Nomura Holdings Inc. is taking steps to strengthen risk management, after the largest Japanese brokerage booked a surprise ¥39 billion provision from transactions years ago while reeling from its losses related to the collapse of U.S. family office Archegos Capital.
The latest provision, which Nomura said was related to legacy transactions in the U.S. from before the global financial crisis in 2007 and 2008, caused the company's net profit to fall 95% in the September-end quarter to ¥3.2 billion from a year earlier. Nomura CFO Takumi Kitamura declined to disclose details of the charge at an Oct. 29 conference, saying "that's an ongoing issue."
"The group CEO and management of Nomura see enhanced risk management as a key management project and one of the top priorities for the company over the medium to long-term," the company said in a same-day press release.
It has created a board-level risk committee comprising outside directors and a nonexecutive director, the company said, following the Archegos incident. It is also revamping the organizational structure and realigning headcount in some departments.
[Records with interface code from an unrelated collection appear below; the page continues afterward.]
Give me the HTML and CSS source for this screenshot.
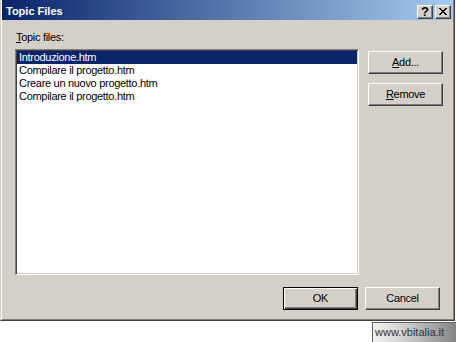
FILE: index.html
```html
<!DOCTYPE html>
<html>
<head>
<meta charset="utf-8">
<link rel="stylesheet" href="styles.css">
</head>
<body>
<div class="window">
  <div class="frame">
    <div class="titlebar">
      <span class="title">Topic Files</span>
      <div class="tbtns">
        <span class="tbtn">?</span>
        <span class="tbtn tclose">
          <svg width="8" height="7" viewBox="0 0 8 7"><path d="M0 0h2v1h-2zM6 0h2v1h-2zM1 1h2v1h-2zM5 1h2v1h-2zM2 2h4v1h-4zM3 3h2v1h-2zM2 4h4v1h-4zM1 5h2v1h-2zM5 5h2v1h-2zM0 6h2v1h-2zM6 6h2v1h-2z" fill="#000"/></svg>
        </span>
      </div>
    </div>
    <div class="content">
      <div class="label"><u>T</u>opic files:</div>
      <div class="main">
        <div class="listbox">
          <div class="item selected">Introduzione.htm</div>
          <div class="item">Compilare il progetto.htm</div>
          <div class="item">Creare un nuovo progetto.htm</div>
          <div class="item">Compilare il progetto.htm</div>
        </div>
        <div class="sidebtns">
          <div class="btn"><span><u>A</u>dd...</span></div>
          <div class="btn"><span><u>R</u>emove</span></div>
        </div>
      </div>
      <div class="bottom">
        <div class="btn default"><span>OK</span></div>
        <div class="btn"><span>Cancel</span></div>
      </div>
    </div>
  </div>
</div>
<div class="footer">
  <div class="watermark">www.vbitalia.it</div>
</div>
</body>
</html>
```
FILE: styles.css
```css
html, body {
  margin: 0;
  padding: 0;
  background: #ffffff;
}
body {
  width: 456px;
  font-family: "Liberation Sans", Arial, sans-serif;
  font-size: 11px;
  color: #000;
}
.window {
  box-sizing: border-box;
  width: 455px;
  height: 321px;
  background: #d4d0c8;
  border-left: 1px solid #d4d0c8;
  border-right: 1px solid #404040;
  border-bottom: 1px solid #404040;
}
.frame {
  box-sizing: border-box;
  height: 100%;
  border-left: 1px solid #ffffff;
  border-right: 1px solid #808080;
  border-bottom: 1px solid #808080;
  display: flex;
  flex-direction: column;
}
.titlebar {
  height: 20px;
  flex: none;
  background: linear-gradient(to right, #0a246a, #a6caf0);
  display: flex;
  align-items: flex-start;
  justify-content: space-between;
  padding: 0 2px 0 3px;
}
.title {
  color: #ffffff;
  font-weight: bold;
  font-size: 11px;
  line-height: 13px;
  padding-top: 5px;
  padding-left: 1px;
}
.tbtns {
  display: flex;
  gap: 2px;
  padding-top: 5px;
}
.tbtn {
  box-sizing: border-box;
  width: 16px;
  height: 14px;
  background: #d4d0c8;
  border-top: 1px solid #ffffff;
  border-left: 1px solid #ffffff;
  border-right: 1px solid #404040;
  border-bottom: 1px solid #404040;
  box-shadow: inset -1px -1px 0 #808080;
  display: flex;
  align-items: center;
  justify-content: center;
  font-weight: bold;
  font-size: 13px;
  line-height: 12px;
  font-family: "Liberation Sans", Arial, sans-serif;
}
.tclose svg {
  display: block;
  margin-top: -1px;
}
.content {
  flex: 1;
  padding: 11px 13px 0 13px;
  display: flex;
  flex-direction: column;
  letter-spacing: -0.3px;
}
.label {
  line-height: 13px;
  height: 13px;
  padding-left: 1px;
  margin-bottom: 5px;
}
.main {
  display: grid;
  grid-template-columns: 344px 75px;
  column-gap: 9px;
}
.listbox {
  box-sizing: border-box;
  height: 226px;
  background: #ffffff;
  border-top: 1px solid #808080;
  border-left: 1px solid #808080;
  border-right: 1px solid #ffffff;
  border-bottom: 1px solid #ffffff;
  box-shadow: inset 1px 1px 0 #404040, inset -1px -1px 0 #d4d0c8;
  padding: 1px;
}
.item {
  height: 13px;
  line-height: 13px;
  padding-left: 2px;
  white-space: nowrap;
}
.item.selected {
  background: #0a246a;
  color: #ffffff;
}
.sidebtns {
  display: flex;
  flex-direction: column;
  gap: 9px;
  padding-top: 2px;
}
.btn {
  box-sizing: border-box;
  width: 75px;
  height: 23px;
  background: #d4d0c8;
  border-top: 1px solid #ffffff;
  border-left: 1px solid #ffffff;
  border-right: 1px solid #404040;
  border-bottom: 1px solid #404040;
  box-shadow: inset -1px -1px 0 #808080;
  display: flex;
  align-items: center;
  justify-content: center;
  line-height: 13px;
}
.btn.default {
  border: 1px solid #000000;
  box-shadow: inset 1px 1px 0 #ffffff, inset -1px -1px 0 #404040, inset -2px -2px 0 #808080;
}
.bottom {
  display: flex;
  justify-content: flex-end;
  gap: 7px;
  margin-top: 12px;
}
.footer {
  display: flex;
  justify-content: flex-end;
  width: 456px;
  margin-top: 1px;
}
.watermark {
  box-sizing: border-box;
  width: 84px;
  height: 20px;
  border-top: 1px solid #606060;
  border-left: 1px solid #606060;
  background: linear-gradient(to right, #f2f2f2, #d8d8d8 30%, #858585);
  color: #333333;
  font-family: "Liberation Sans", Arial, sans-serif;
  font-size: 11px;
  line-height: 18px;
  padding-left: 2px;
}
```
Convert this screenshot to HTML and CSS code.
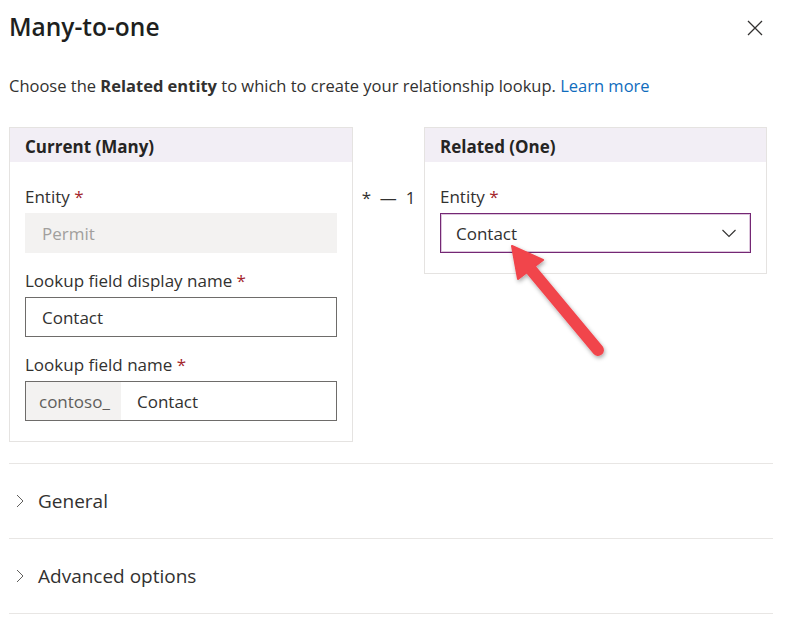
FILE: index.html
```html
<!DOCTYPE html>
<html lang="en">
<head>
<meta charset="utf-8">
<title>Many-to-one</title>
<link rel="stylesheet" href="styles.css">
</head>
<body>
<div class="panel">
  <div class="title-row">
    <h1 class="title">Many-to-one</h1>
    <button class="close" aria-label="Close">
      <svg width="16" height="16" viewBox="0 0 16 16"><path d="M1 1 L15 15 M15 1 L1 15" stroke="#323130" stroke-width="1.3" fill="none"/></svg>
    </button>
  </div>
  <p class="desc">Choose the <b>Related entity</b> to which to create your relationship lookup. <a class="link" href="#">Learn more</a></p>

  <div class="cards">
    <section class="card">
      <div class="card-head">Current (Many)</div>
      <div class="card-body">
        <div class="field">
          <label class="label">Entity <span class="req">*</span></label>
          <div class="input disabled">Permit</div>
        </div>
        <div class="field">
          <label class="label">Lookup field display name <span class="req">*</span></label>
          <div class="input">Contact</div>
        </div>
        <div class="field">
          <label class="label">Lookup field name <span class="req">*</span></label>
          <div class="input prefixed"><span class="prefix">contoso_</span><span class="value">Contact</span></div>
        </div>
      </div>
    </section>

    <div class="connector">*&nbsp;&nbsp;—&nbsp;&nbsp;1</div>

    <section class="card card-related">
      <div class="card-head">Related (One)</div>
      <div class="card-body">
        <div class="field">
          <label class="label">Entity <span class="req">*</span></label>
          <div class="input dropdown"><span>Contact</span>
            <svg width="16" height="9" viewBox="0 0 16 9"><path d="M1.5 1 L8 7.5 L14.5 1" stroke="#323130" stroke-width="1.1" fill="none"/></svg>
          </div>
        </div>
      </div>
    </section>
  </div>

  <div class="accordion">
    <div class="acc-row">
      <svg class="chev" width="8" height="14" viewBox="0 0 8 14"><path d="M1 1 L7 7 L1 13" stroke="#605e5c" stroke-width="1" fill="none"/></svg>
      <span>General</span>
    </div>
    <div class="acc-row">
      <svg class="chev" width="8" height="14" viewBox="0 0 8 14"><path d="M1 1 L7 7 L1 13" stroke="#605e5c" stroke-width="1" fill="none"/></svg>
      <span>Advanced options</span>
    </div>
  </div>
</div>

<svg class="annot" width="794" height="623" viewBox="0 0 794 623">
  <defs>
    <filter id="sh" x="-20%" y="-20%" width="140%" height="140%">
      <feDropShadow dx="1" dy="2" stdDeviation="2" flood-color="#000" flood-opacity="0.35"/>
    </filter>
  </defs>
  <g filter="url(#sh)" fill="#f1444c" stroke="#f1444c">
    <line x1="598" y1="350" x2="528" y2="266" stroke-width="12" stroke-linecap="round"/>
    <polygon points="512,246 543,260 518,279" stroke-width="2" stroke-linejoin="round"/>
  </g>
</svg>
</body>
</html>
```

FILE: styles.css
```css
* { box-sizing: border-box; }
html, body { margin: 0; padding: 0; background: #fff; }
body {
  font-family: "Open Sans", "Noto Sans", sans-serif;
  color: #323130;
  font-size: 17px;
  position: relative;
  width: 794px;
  height: 623px;
  overflow: hidden;
}
.panel { padding: 0 21px 0 9px; }
.title-row {
  display: flex;
  justify-content: space-between;
  align-items: flex-start;
}
.title {
  margin: 10px 0 0 0;
  font-size: 24.5px;
  line-height: 34px;
  font-weight: 600;
  color: #201f1e;
}
.close {
  margin: 20px 10px 0 0;
  padding: 0;
  border: 0;
  background: none;
  width: 16px;
  height: 16px;
  display: block;
}
.close svg { display: block; }
.desc {
  margin: 30px 0 0 0;
  line-height: 24px;
  font-size: 16.5px;
}
.desc b { font-weight: 700; }
.link { color: #0f6cbd; text-decoration: none; }
.cards {
  margin-top: 29px;
  display: flex;
  align-items: flex-start;
}
.card {
  width: 344px;
  border: 1px solid #e5e3e1;
}
.card-related { width: 343px; }
.card-head {
  height: 34px;
  line-height: 34px;
  padding: 2px 15px 0 15px;
  background: #f2eef5;
  font-weight: 700;
  color: #252423;
}
.card-body {
  padding: 24px 15px 20px 15px;
  display: flex;
  flex-direction: column;
  gap: 17px;
}
.field { display: flex; flex-direction: column; }
.label {
  line-height: 22px;
  margin-bottom: 5px;
}
.req { color: #a4262c; }
.input {
  height: 40px;
  border: 1px solid #6e6c6a;
  display: flex;
  align-items: center;
  padding: 0 16px;
  color: #323130;
  background: #fff;
}
.input.disabled {
  border-color: #f3f2f1;
  background: #f3f2f1;
  color: #a19f9d;
}
.input.prefixed { padding: 0; }
.prefix {
  height: 100%;
  display: flex;
  align-items: center;
  background: #f3f2f1;
  color: #605e5c;
  padding: 0 12px 0 13px;
  width: 95px;
}
.value { padding-left: 16px; }
.dropdown {
  justify-content: space-between;
  border-color: #742774;
  box-shadow: inset 0 0 0 1px #dcc6dc;
  padding: 0 13px 0 15px;
}
.dropdown svg { display: block; }
.connector {
  width: 71px;
  text-align: center;
  padding-top: 60px;
  line-height: 22px;
  color: #323130;
  white-space: nowrap;
}
.accordion {
  margin-top: 21px;
  border-bottom: 1px solid #e8e6e4;
}
.acc-row {
  height: 75px;
  border-top: 1px solid #e8e6e4;
  display: flex;
  align-items: center;
  font-size: 19px;
  color: #323130;
}
.chev { margin: 0 14px 0 7px; display: block; }
.annot {
  position: absolute;
  left: 0;
  top: 0;
  pointer-events: none;
}
```
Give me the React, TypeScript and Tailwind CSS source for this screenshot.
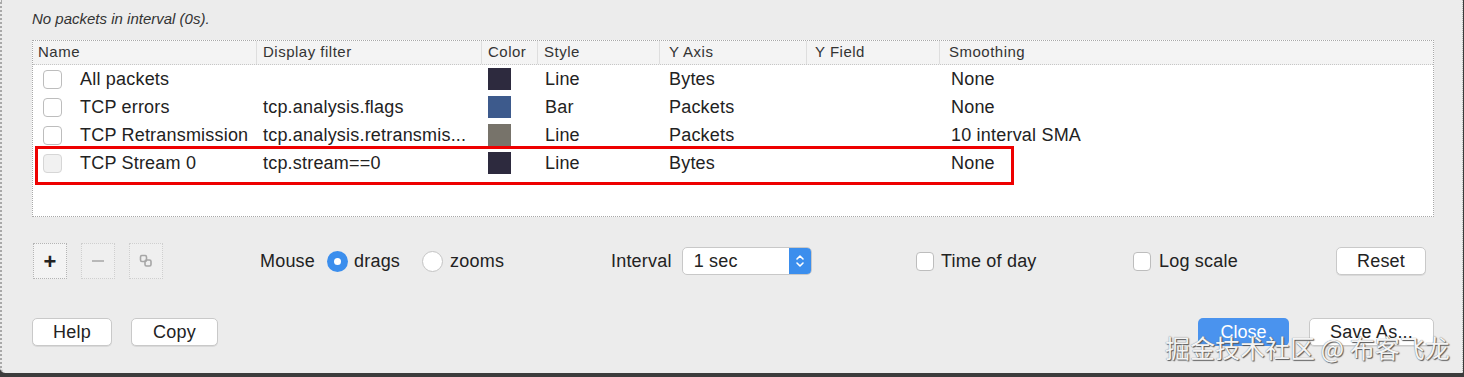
import React from 'react';

const font = { fontFamily: '"Liberation Sans", Arial, sans-serif' };

const rows = [
  { name: 'All packets', filter: '', color: 'bg-[#2d2a3e]', style: 'Line', axis: 'Bytes', smooth: 'None', dim: false },
  { name: 'TCP errors', filter: 'tcp.analysis.flags', color: 'bg-[#3d5a8c]', style: 'Bar', axis: 'Packets', smooth: 'None', dim: false },
  { name: 'TCP Retransmission', filter: 'tcp.analysis.retransmis...', color: 'bg-[#77736a]', style: 'Line', axis: 'Packets', smooth: '10 interval SMA', dim: false },
  { name: 'TCP Stream 0', filter: 'tcp.stream==0', color: 'bg-[#2d2a3e]', style: 'Line', axis: 'Bytes', smooth: 'None', dim: true },
];

const cols = 'grid grid-cols-[224px_225px_56px_122px_147px_133px_1fr]';

const Check = ({ dim }: { dim?: boolean }) => (
  <div
    className={`w-[19px] h-[19px] rounded-[4px] border ${
      dim ? 'border-[#d6d6d6] bg-[#f1f1f1]' : 'border-[#bdbdbd] bg-white'
    }`}
  />
);

const Button = ({ label, className }: { label: string; className: string }) => (
  <button
    className={`h-[28px] rounded-[5px] border border-[#c9c9c9] bg-white text-[18px] tracking-[0.2px] text-[#222] shadow-[0_1px_0_rgba(0,0,0,0.08)] ${className}`}
  >
    {label}
  </button>
);

export default function App() {
  return (
    <div
      className="relative w-[1464px] h-[377px] overflow-hidden bg-[#3c3c3c]"
      style={font}
    >
      <div className="relative h-[373px] w-[1463px] bg-[#ececec] border-l-2 border-dotted border-l-[#a9a9a9] border-r border-r-[#b9b9b9] rounded-bl-[5px] pl-[30px] pt-[11px]">
        <div className="text-[15px] italic text-[#333] h-[16px] leading-[16px]">No packets in interval (0s).</div>

        {/* graph table */}
        <div className="mt-[13px] w-[1402px] h-[177px] border border-dotted border-[#a8a8a8] bg-white">
          <div className={`${cols} h-[24px] bg-[#f4f4f4] border-b border-dotted border-[#c6c6c6] text-[15px] tracking-[0.5px] text-[#333] items-center`}>
            <div className="pl-[5px] border-r border-[#dedede]">Name</div>
            <div className="pl-[6px] border-r border-[#dedede]">Display filter</div>
            <div className="pl-[6px] border-r border-[#dedede]">Color</div>
            <div className="pl-[6px] border-r border-[#dedede]">Style</div>
            <div className="pl-[9px] border-r border-[#dedede]">Y Axis</div>
            <div className="pl-[8px] border-r border-[#dedede]">Y Field</div>
            <div className="pl-[9px]">Smoothing</div>
          </div>
          {rows.map((r) => (
            <div key={r.name} className={`${cols} h-[28px] items-center text-[18px] tracking-[0.2px] text-[#222]`}>
              <div className="flex items-center pl-[10px] gap-[18px]">
                <Check dim={r.dim} />
                <span>{r.name}</span>
              </div>
              <div className="pl-[6px]">{r.filter}</div>
              <div className="pl-[6px]">
                <div className={`w-[23px] h-[22px] ${r.color}`} />
              </div>
              <div className="pl-[7px]">{r.style}</div>
              <div className="pl-[9px]">{r.axis}</div>
              <div />
              <div className="pl-[11px]">{r.smooth}</div>
            </div>
          ))}
        </div>

        {/* controls row */}
        <div className="mt-[26px] flex items-center h-[36px] text-[18px] tracking-[0.2px] text-[#222]">
          <div className="w-[227px] flex gap-[14px] ml-[1px]">
            <div className="w-[34px] h-[36px] border border-dotted border-[#b4b4b4] bg-[#f3f3f3] flex items-center justify-center text-[22px] font-bold text-[#222]">+</div>
            <div className="w-[34px] h-[36px] border border-dotted border-[#cfcfcf] bg-[#efefef] flex items-center justify-center">
              <div className="w-[12px] h-[2px] bg-[#b8b8b8]" />
            </div>
            <div className="w-[34px] h-[36px] border border-dotted border-[#cfcfcf] bg-[#efefef] flex items-center justify-center">
              <svg width="14" height="14" viewBox="0 0 14 14" fill="none" stroke="#a6a6a6" strokeWidth="1.6">
                <rect x="1.5" y="1.5" width="6" height="6" rx="1.5" />
                <rect x="6" y="6" width="6" height="6" rx="1.5" />
              </svg>
            </div>
          </div>

          <div className="w-[351px] flex items-center">
            <span>Mouse</span>
            <span className="ml-[12px] w-[21px] h-[21px] rounded-full bg-[#3b8eed] flex items-center justify-center">
              <span className="w-[7px] h-[7px] rounded-full bg-white" />
            </span>
            <span className="ml-[6px]">drags</span>
            <span className="ml-[22px] w-[21px] h-[21px] rounded-full bg-white border border-[#c4c4c4]" />
            <span className="ml-[7px]">zooms</span>
          </div>

          <div className="w-[305px] flex items-center">
            <span>Interval</span>
            <div className="ml-[10px] flex h-[28px] w-[130px] rounded-[5px] border border-[#c8c8c8] bg-white overflow-hidden">
              <div className="flex-1 pl-[11px] flex items-center">1 sec</div>
              <div className="w-[22px] bg-[#3b8eed] flex items-center justify-center">
                <svg width="10" height="16" viewBox="0 0 10 16" fill="none" stroke="white" strokeWidth="1.6" strokeLinecap="round" strokeLinejoin="round">
                  <path d="M2 6 L5 3 L8 6" />
                  <path d="M2 10 L5 13 L8 10" />
                </svg>
              </div>
            </div>
          </div>

          <div className="w-[217px] flex items-center">
            <div className="w-[18px] h-[19px] rounded-[4px] border border-[#bdbdbd] bg-white" />
            <span className="ml-[7px]">Time of day</span>
          </div>

          <div className="w-[203px] flex items-center">
            <div className="w-[18px] h-[19px] rounded-[4px] border border-[#bdbdbd] bg-white" />
            <span className="ml-[8px]">Log scale</span>
          </div>

          <Button label="Reset" className="w-[90px]" />
        </div>

        {/* bottom buttons */}
        <div className="mt-[39px] flex items-center">
          <Button label="Help" className="w-[80px]" />
          <Button label="Copy" className="ml-[19px] w-[87px]" />
          <button className="ml-auto h-[28px] w-[91px] rounded-[5px] bg-[#4a93ee] text-[18px] text-white">Close</button>
          <Button label="Save As..." className="ml-[20px] mr-[28px] w-[125px]" />
        </div>

        <div
          className="absolute left-[1163px] top-[330px] whitespace-nowrap text-[25px] leading-[34px] text-[#f4f4f4] [text-shadow:0_0_1px_#666,1px_1px_1px_#555]"
          style={{ fontFamily: '"Noto Sans CJK SC", sans-serif' }}
        >
          掘金技术社区 @ 布客飞龙
        </div>

        <div className="absolute left-[33px] top-[146px] w-[979px] h-[39px] border-[3px] border-[#ee0000]" />
      </div>
    </div>
  );
}
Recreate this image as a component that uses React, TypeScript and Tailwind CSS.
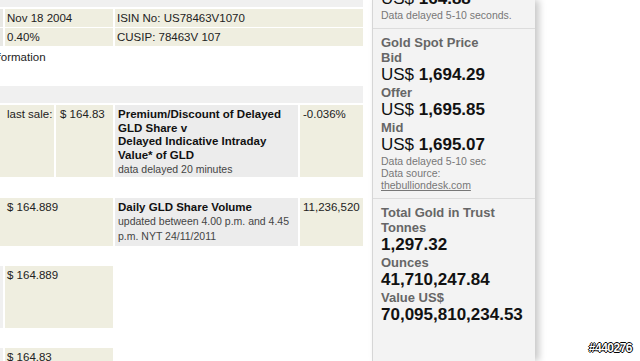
import React from 'react';

const beige = 'bg-[#efeee0]';
const grey = 'bg-[#ececec]';

const Price: React.FC<{ value: string; prefix?: boolean }> = ({ value, prefix = true }) => (
  <div className="h-[20px] leading-[20px] text-[17px] text-[#111] whitespace-nowrap">
    {prefix && <span>US$ </span>}
    <span className="font-bold">{value}</span>
  </div>
);

const Label: React.FC<{ children: React.ReactNode }> = ({ children }) => (
  <div className="h-[15px] leading-[15px] text-[13px] font-bold text-[#666]">{children}</div>
);

const Small: React.FC<{ children: React.ReactNode }> = ({ children }) => (
  <div className="h-[12px] leading-[12px] text-[10.5px] text-[#777] whitespace-nowrap">{children}</div>
);

const App: React.FC = () => {
  return (
    <div className="relative flex w-[640px] h-[361px] overflow-hidden bg-white font-['Liberation_Sans',Arial,sans-serif] text-[11.5px] text-[#222]">
      {/* left column: fund tables */}
      <div className="w-[363px] shrink-0">
        <div className="h-[7px] bg-[#f0f0f0]" />

        <div className="mt-[2px] grid grid-cols-[3px_108px_1fr] gap-x-[2px] gap-y-[1px]">
          <div className="bg-[#e8e8e4]" />
          <div className={`${beige} h-[18px] leading-[18px] pl-[2px]`}>Nov 18 2004</div>
          <div className={`${beige} h-[18px] leading-[18px] pl-[2px]`}>ISIN No: US78463V1070</div>
          <div className="bg-[#e8e8e4]" />
          <div className={`${beige} h-[18px] leading-[18px] pl-[2px]`}>0.40%</div>
          <div className={`${beige} h-[18px] leading-[18px] pl-[2px]`}>CUSIP: 78463V 107</div>
        </div>

        <div className="mt-[4px] h-[14px] leading-[14px] -ml-[12px] whitespace-nowrap">Information</div>

        <div className="mt-[22px] h-[17px] bg-[#f0f0f0]" />

        {/* premium / discount */}
        <div className="mt-[2px] grid grid-cols-[54px_57px_183px_63px] gap-x-[2px]">
          <div className={`${beige} pl-[7px] pt-[3px] leading-[13px] whitespace-nowrap`}>last sale:</div>
          <div className={`${beige} pl-[4px] pt-[3px] leading-[13px] whitespace-nowrap`}>$ 164.83</div>
          <div className={`${grey} pl-[3px] pt-[3px] pb-[1px]`}>
            <div className="font-bold leading-[13.5px] text-[#111]">
              Premium/Discount of Delayed
              <br />
              GLD Share v
              <br />
              Delayed Indicative Intraday
              <br />
              Value* of GLD
            </div>
            <div className="text-[10.5px] leading-[14px] text-[#444]">data delayed 20 minutes</div>
          </div>
          <div className={`${beige} pl-[3px] pt-[3px] leading-[13px]`}>-0.036%</div>
        </div>

        {/* daily volume */}
        <div className="mt-[21px] grid grid-cols-[113px_183px_63px] gap-x-[2px]">
          <div className={`${beige} pl-[7px] pt-[3px] leading-[13px]`}>$ 164.889</div>
          <div className={`${grey} pl-[3px] pt-[3px] pb-[3px]`}>
            <div className="font-bold leading-[13px] text-[#111]">Daily GLD Share Volume</div>
            <div className="text-[10.5px] leading-[14.5px] text-[#444] pr-[4px]">
              updated between 4.00 p.m. and 4.45 p.m. NYT 24/11/2011
            </div>
          </div>
          <div className={`${beige} pl-[3px] pt-[3px] leading-[13px]`}>11,236,520</div>
        </div>

        <div className="mt-[20px] grid grid-cols-[3px_108px] gap-x-[2px]">
          <div className="bg-[#f0f0f0]" />
          <div className={`${beige} h-[62px] pl-[2px] pt-[3px] leading-[13px]`}>$ 164.889</div>
        </div>

        <div className="mt-[20px] grid grid-cols-[3px_108px] gap-x-[2px]">
          <div className="bg-[#f0f0f0]" />
          <div className={`${beige} h-[40px] pl-[2px] pt-[3px] leading-[13px]`}>$ 164.83</div>
        </div>
      </div>

      {/* right sidebar: prices */}
      <div className="ml-[9px] w-[163px] shrink-0 self-stretch border-l border-[#d6d6d6] bg-[#f3f3f3] shadow-[4px_0_7px_rgba(0,0,0,0.22)]">
        <div className="-mt-[17px] pt-[6px] pb-[7px] pl-[8px] border-b border-[#dcdcdc]">
          <Price value="164.88" />
          <Small>Data delayed 5-10 seconds.</Small>
        </div>

        <div className="pt-[6px] pb-[7px] pl-[8px] border-b border-[#dcdcdc]">
          <Label>Gold Spot Price</Label>
          <Label>Bid</Label>
          <Price value="1,694.29" />
          <Label>Offer</Label>
          <Price value="1,695.85" />
          <Label>Mid</Label>
          <Price value="1,695.07" />
          <Small>Data delayed 5-10 sec</Small>
          <Small>Data source:</Small>
          <Small>
            <span className="underline">thebulliondesk.com</span>
          </Small>
        </div>

        <div className="pt-[6px] pl-[8px]">
          <Label>Total Gold in Trust</Label>
          <Label>Tonnes</Label>
          <Price value="1,297.32" prefix={false} />
          <Label>Ounces</Label>
          <Price value="41,710,247.84" prefix={false} />
          <Label>Value US$</Label>
          <Price value="70,095,810,234.53" prefix={false} />
        </div>
      </div>

      <div className="absolute right-[8px] bottom-[4px] text-[12px] font-bold text-white tracking-[-0.5px] [text-shadow:-1px_0_#000,1px_0_#000,0_-1px_#000,0_1px_#000]">
        #440276
      </div>
    </div>
  );
};

export default App;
Nomura booked a loss of ¥65.4 billion from unwinding the leveraged bets associated with Archegos in the previous quarter ended June 30, when the company's net profit fell 66% from a year ago. For the fiscal first half ended Sept. 30, Nomura's net profit fell 75% to ¥51.7 billion.
Both wholesale and retail banking segments reported pretax profit decline in the fiscal second quarter, while the investment management arm posted growth.
The pretax profit from its retail segment slid 26% to ¥17 billion over weak sales of stocks and bonds in and outside Japan. Its wholesale segment reported a 62% plunge in pretax profit to ¥25 billion, as weaker fixed-income operations in the U.S. offset growth in its M&A business.
On the other hand, the pretax profit from its investment management business grew 25% to ¥15 billion. It said its assets under management rose to a record ¥67.8 trillion while management fees increased.
"Nomura had an OK quarter except for the provision," Michael Makdad, an analyst at Morningstar, said. "The environment for fixed income should be better in the fiscal second half than it was in the second quarter, and the environment for investment banking such as M&A remains very good."
Nomura also said that it plans to purchase up to 80 million of its own shares from the open market for up to ¥50 billion from Nov. 16 through end-March 2022.
As of Oct. 28, US$1 was equivalent to ¥113.29.